От добровольно возложенных на себя обязанностей «выметальщика сора» Лесков переходит к реализации своего высокого призвания к религиозно-художественному поучению. В основе многих произведениях последнего периода творчества («Христос в гостях у мужика», «Томление духа», «Под Рождество обидели» и других) лежит драгоценное слово Божие. Писатель выдерживает основные жанровые особенности и сам стиль православной проповеди, с её ориентацией на звуковое, живое восприятие художественного слова, внутреннюю диалогичность мысли, усиленную восклицаниями, риторическими вопросами, особой ритмической организацией напряжённой, взволнованной речи. Так, притчевый, учительный смысл «житейских случаев», изложенных в святочном рассказе «Под Рождество обидели» , в финале переходит в рождественскую проповедь; устанавливается родство духовное, которое «паче плотского» (XI, 404), между писателем-проповедником и его «паствой»: «Может быть, и тебя „под Рождество обидели“, и ты это затаил в душе и собираешься отплатить? <…> Подумай, — убеждает Лесков. — <…> Не бойся показаться смешным и глупым, если ты поступишь по правилу Того, Кто сказал тебе: „Прости обидчику и приобрети в нём брата своего“» . Это христианское наставление в одном из последних рассказов Лескова соотносится с руководством духовного пути преподобного Нила Сорского. Древнерусский святой «нестяжатель» в назидание ученику своему писал: «Сохрани же ся и тщися не укорити и не осудити никого ни в чём» . У Лескова в одном из писем есть знаменательные слова: «я не мщу никому и гнушаюсь мщения, а лишь ищу правды в жизни» (Х, 297-298), — такова и его писательская позиция.

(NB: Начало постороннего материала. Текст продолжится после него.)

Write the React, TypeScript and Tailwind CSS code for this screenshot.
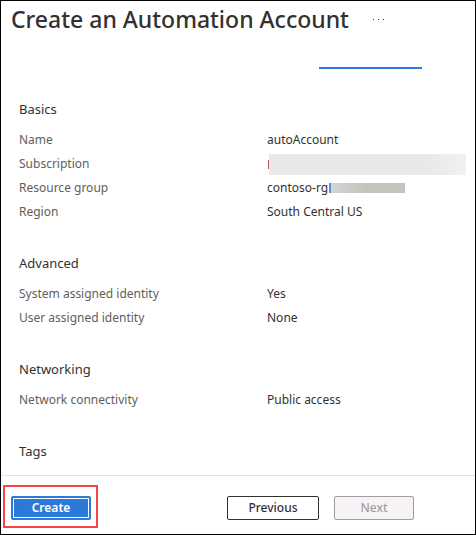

Лесков отважился указать на «немощи» и «нестроения» тех церковнослужителей, которые не стоят на должной духовно-нравственной высоте и тем самым вводят в соблазн не одного, а многих из «малых сих, верующих» (Мк. 9:42 ) в Господа. И в то же время писатель создавал замечательные образы православных священников — вдохновенных христианских наставников, которые способны «расширить уста своя» (IX, 378) честным словом церковной проповеди. Писатель изображал таких светочей Православия на протяжении всего своего творческого пути: от начала (отец Илиодор в дебютном рассказе «Засуха» — 1862) — к середине («мятежный протопоп» Савелий Туберозов в романе-хронике «Соборяне» — 1872; «благоуветливые» образы архипастырей: «пленительно добрый Филарет Амфитеатров, умный Иоанн Соловьёв, кроткий Неофит и множество добрых черт в других персонажах» (XI, 231) — в цикле очерков «Мелочи архиерейской жизни» — 1878) — и до заката дней (отец Александр Гумилевский в рассказе «Загон» — 1893).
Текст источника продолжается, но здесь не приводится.